::: Extracted data :::

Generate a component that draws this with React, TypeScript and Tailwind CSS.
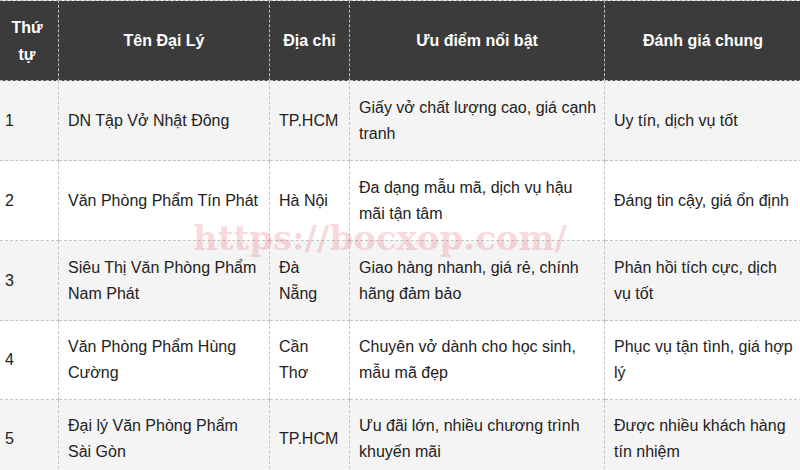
import React from "react";

const rows = [
  ["1", "DN Tập Vở Nhật Đông", "TP.HCM", "Giấy vở chất lượng cao, giá cạnh tranh", "Uy tín, dịch vụ tốt"],
  ["2", "Văn Phòng Phẩm Tín Phát", "Hà Nội", "Đa dạng mẫu mã, dịch vụ hậu mãi tận tâm", "Đáng tin cậy, giá ổn định"],
  ["3", "Siêu Thị Văn Phòng Phẩm Nam Phát", "Đà Nẵng", "Giao hàng nhanh, giá rẻ, chính hãng đảm bảo", "Phản hồi tích cực, dịch vụ tốt"],
  ["4", "Văn Phòng Phẩm Hùng Cường", "Cần Thơ", "Chuyên vở dành cho học sinh, mẫu mã đẹp", "Phục vụ tận tình, giá hợp lý"],
  ["5", "Đại lý Văn Phòng Phẩm Sài Gòn", "TP.HCM", "Ưu đãi lớn, nhiều chương trình khuyến mãi", "Được nhiều khách hàng tín nhiệm"],
];

const heights = ["h-[80px]", "h-[80px]", "h-[80px]", "h-[79px]", "h-[79px]"];
const padR = ["pr-[4px]", "pr-[4px]", "pr-[11px]", "pr-[4px]", "pr-[8px]"];

export default function App() {
  return (
    <div
      className="relative w-[800px] h-[470px] overflow-hidden bg-white"
      style={{ fontFamily: '"Liberation Sans", Arial, sans-serif' }}
    >
      <table className="ml-[-5px] w-[806px] table-fixed border-collapse text-[16px] leading-[26px] text-[#222]">
        <colgroup>
          <col className="w-[63px]" />
          <col className="w-[211px]" />
          <col className="w-[80px]" />
          <col className="w-[255px]" />
          <col className="w-[197px]" />
        </colgroup>
        <thead>
          <tr className="h-[80px] bg-[#3b3b3b] text-white">
            {["Thứ tự", "Tên Đại Lý", "Địa chỉ", "Ưu điểm nổi bật", "Đánh giá chung"].map((h, i) => (
              <th
                key={i}
                className={`border border-dashed border-[#bdbdbd] font-bold text-center align-middle leading-[27px] ${
                  i === 0 ? "px-[14px]" : "px-[10px]"
                }`}
              >
                {h}
              </th>
            ))}
          </tr>
        </thead>
        <tbody>
          {rows.map((r, ri) => (
            <tr key={ri} className={`${heights[ri]} ${ri % 2 === 0 ? "bg-[#f4f4f4]" : "bg-white"}`}>
              {r.map((c, ci) => (
                <td
                  key={ci}
                  className={`border border-dashed border-[#c4c4c4] pl-[9px] align-middle text-left ${padR[ci]}`}
                >
                  {c}
                </td>
              ))}
            </tr>
          ))}
        </tbody>
      </table>
      <div
        className="pointer-events-none absolute left-[193px] top-[221px] whitespace-nowrap text-[34px] font-bold leading-none text-[rgba(232,120,132,0.28)]"
        style={{ fontFamily: '"DejaVu Serif", "Liberation Serif", serif' }}
      >
        https://bocxop.com/
      </div>
    </div>
  );
}
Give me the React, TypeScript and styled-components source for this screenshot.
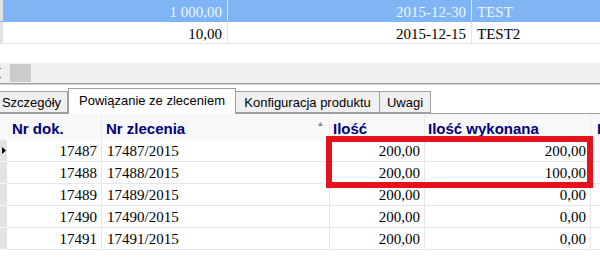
import React from "react";
import styled, { createGlobalStyle } from "styled-components";

const GlobalStyle = createGlobalStyle`
  html, body {
    margin: 0;
    padding: 0;
    background: #fff;
  }
  body {
    width: 600px;
    height: 257px;
    overflow: hidden;
  }
`

const Screen = styled.div`
  position: relative;
  width: 600px;
  height: 257px;
  overflow: hidden;
  background: #fff;
  display: flex;
  flex-direction: column;
`

/* ---------- upper grid ---------- */

const TopGrid = styled.div`
  height: 63px;
  font-family: "Liberation Serif", "Times New Roman", serif;
  font-size: 15px;
`

const TopRow = styled.div<{ $selected?: boolean }>`
  display: grid;
  grid-template-columns: 3px 225px 244px 1fr;
  height: 22px;
  box-sizing: border-box;
  overflow: hidden;
  background: ${p => (p.$selected ? "#80b5f5" : "#fff")};
  color: ${p => (p.$selected ? "#eef5ff" : "#000")};
  border-bottom: 1px solid ${p => (p.$selected ? "#80b5f5" : "#e4e4e4")};
`

const TopIndicator = styled.div`
  background: #e2e2e2;
`

const TopCell = styled.div<{ $align?: "left" | "right"; $selected?: boolean }>`
  padding: 1px 5px 0;
  line-height: 23px;
  white-space: nowrap;
  text-align: ${p => p.$align || "left"};
  border-right: 1px solid ${p => (p.$selected ? "#d6e7fd" : "#e4e4e4")};
  &:last-child {
    border-right: none;
  }
`

/* ---------- splitter / scroll strip ---------- */

const ScrollStrip = styled.div`
  height: 20px;
  background: #f0f0f0;
  display: flex;
  align-items: center;
  border-bottom: 1px solid #9c9c9c;
  box-shadow: 0 1px 0 #d4d4d4;
`

const Grip = styled.div`
  width: 2px;
  height: 14px;
  display: flex;
  flex-direction: column;
  justify-content: space-between;
  padding: 2px 0;
  box-sizing: border-box;
  & > span {
    width: 1px;
    height: 1px;
    background: #606060;
  }
`

const Thumb = styled.div`
  margin-left: 8px;
  width: 21px;
  height: 18px;
  background: #cbcbcb;
`

/* ---------- tabs ---------- */

const TabBar = styled.div`
  height: 27px;
  margin-top: 2px;
  display: flex;
  align-items: flex-end;
  border-bottom: 1px solid #a0a0a0;
  font-family: "Liberation Sans", Arial, sans-serif;
  font-size: 13px;
`

const Tab = styled.div<{ $active?: boolean; $w: number; $shift?: number }>`
  width: ${p => p.$w}px;
  margin-left: ${p => p.$shift || 0}px;
  height: ${p => (p.$active ? 26 : 22)}px;
  margin-bottom: ${p => (p.$active ? -1 : 0)}px;
  box-sizing: border-box;
  display: flex;
  align-items: center;
  justify-content: center;
  white-space: nowrap;
  color: #000;
  background: ${p => (p.$active ? "#fff" : "#f0f0f0")};
  border: 1px solid #a0a0a0;
  border-bottom: ${p => (p.$active ? "none" : "1px solid #a0a0a0")};
  border-left: ${p => (p.$active ? "1px solid #a0a0a0" : "none")};
  padding-bottom: ${p => (p.$active ? 3 : 0)}px;
`

/* ---------- lower grid ---------- */

const COLS = "7px 95px 228px 95px 166px 1fr"

const HeaderRow = styled.div`
  display: grid;
  grid-template-columns: ${COLS};
  height: 26px;
  background: #f8f8f8;
  font-family: "Liberation Sans", Arial, sans-serif;
  font-size: 15px;
  font-weight: bold;
  color: #000080;
`

const HeaderCell = styled.div<{ $pad?: number }>`
  display: flex;
  align-items: center;
  justify-content: space-between;
  padding-top: 3px;
  padding-left: ${p => p.$pad ?? 4}px;
  padding-right: 6px;
  white-space: nowrap;
  overflow: hidden;
  border-right: 1px solid #ececec;
`

const SortArrow = styled.svg`
  width: 5px;
  height: 4px;
  margin-bottom: 10px;
  flex: none;
`

const DataRow = styled.div`
  display: grid;
  grid-template-columns: ${COLS};
  height: 22px;
  box-sizing: border-box;
  border-bottom: 1px solid #e6e6e6;
  font-family: "Liberation Serif", "Times New Roman", serif;
  font-size: 15px;
  color: #000;
`

const RowIndicator = styled.div`
  background: #e3e3e3;
  border-bottom: 1px solid #fafafa;
  display: flex;
  align-items: center;
  padding-left: 2px;
`

const DataCell = styled.div<{ $align?: "left" | "right" }>`
  padding: 0 4px 0 5px;
  line-height: 22px;
  text-align: ${p => p.$align || "left"};
  white-space: nowrap;
  border-right: 1px solid #e6e6e6;
`

const Highlight = styled.div`
  position: absolute;
  left: 326px;
  top: 136px;
  width: 267px;
  height: 52px;
  box-sizing: border-box;
  border: 6px solid #e3121d;
  pointer-events: none;
`

const topRows = [
  { value: "1 000,00", date: "2015-12-30", name: "TEST", selected: true },
  { value: "10,00", date: "2015-12-15", name: "TEST2", selected: false },
]

const rows = [
  { nr: "17487", order: "17487/2015", qty: "200,00", done: "200,00" },
  { nr: "17488", order: "17488/2015", qty: "200,00", done: "100,00" },
  { nr: "17489", order: "17489/2015", qty: "200,00", done: "0,00" },
  { nr: "17490", order: "17490/2015", qty: "200,00", done: "0,00" },
  { nr: "17491", order: "17491/2015", qty: "200,00", done: "0,00" },
]

const App = () => {
  return <Screen>
    <GlobalStyle />
    <TopGrid>
      {topRows.map(r => (
        <TopRow key={r.name} $selected={r.selected}>
          <TopIndicator />
          <TopCell $align="right" $selected={r.selected}>{r.value}</TopCell>
          <TopCell $align="right" $selected={r.selected}>{r.date}</TopCell>
          <TopCell $selected={r.selected}>{r.name}</TopCell>
        </TopRow>
      ))}
    </TopGrid>

    <ScrollStrip>
      <Grip><span /><span /></Grip>
      <Thumb />
    </ScrollStrip>

    <TabBar>
      <Tab $w={72} $shift={-4}>Szczegóły</Tab>
      <Tab $w={168} $active>Powiązanie ze zleceniem</Tab>
      <Tab $w={144}>Konfiguracja produktu</Tab>
      <Tab $w={51}>Uwagi</Tab>
    </TabBar>

    <HeaderRow>
      <div />
      <HeaderCell $pad={5}>Nr dok.</HeaderCell>
      <HeaderCell>
        <span>Nr zlecenia</span>
        <SortArrow viewBox="0 0 5 4">
          <path d="M2.5 0 L5 4 L0 4 Z" fill="#8a8a8a" />
        </SortArrow>
      </HeaderCell>
      <HeaderCell $pad={3}>Ilość</HeaderCell>
      <HeaderCell $pad={3}>Ilość wykonana</HeaderCell>
      <HeaderCell $pad={6}>D</HeaderCell>
    </HeaderRow>

    {rows.map((r, i) => (
      <DataRow key={r.nr}>
        <RowIndicator>
          {i === 0 && (
            <svg width="4" height="7" viewBox="0 0 4 7">
              <path d="M0 0 L4 3.5 L0 7 Z" fill="#000" />
            </svg>
          )}
        </RowIndicator>
        <DataCell $align="right">{r.nr}</DataCell>
        <DataCell>{r.order}</DataCell>
        <DataCell $align="right">{r.qty}</DataCell>
        <DataCell $align="right">{r.done}</DataCell>
        <DataCell />
      </DataRow>
    ))}

    <Highlight />
  </Screen>
}

export default App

:::

• Goal: Return from the data every line that holds "this".

• Task answer:
Generate a component that draws this with React, TypeScript and Tailwind CSS.
Give me the React, TypeScript and styled-components source for this screenshot.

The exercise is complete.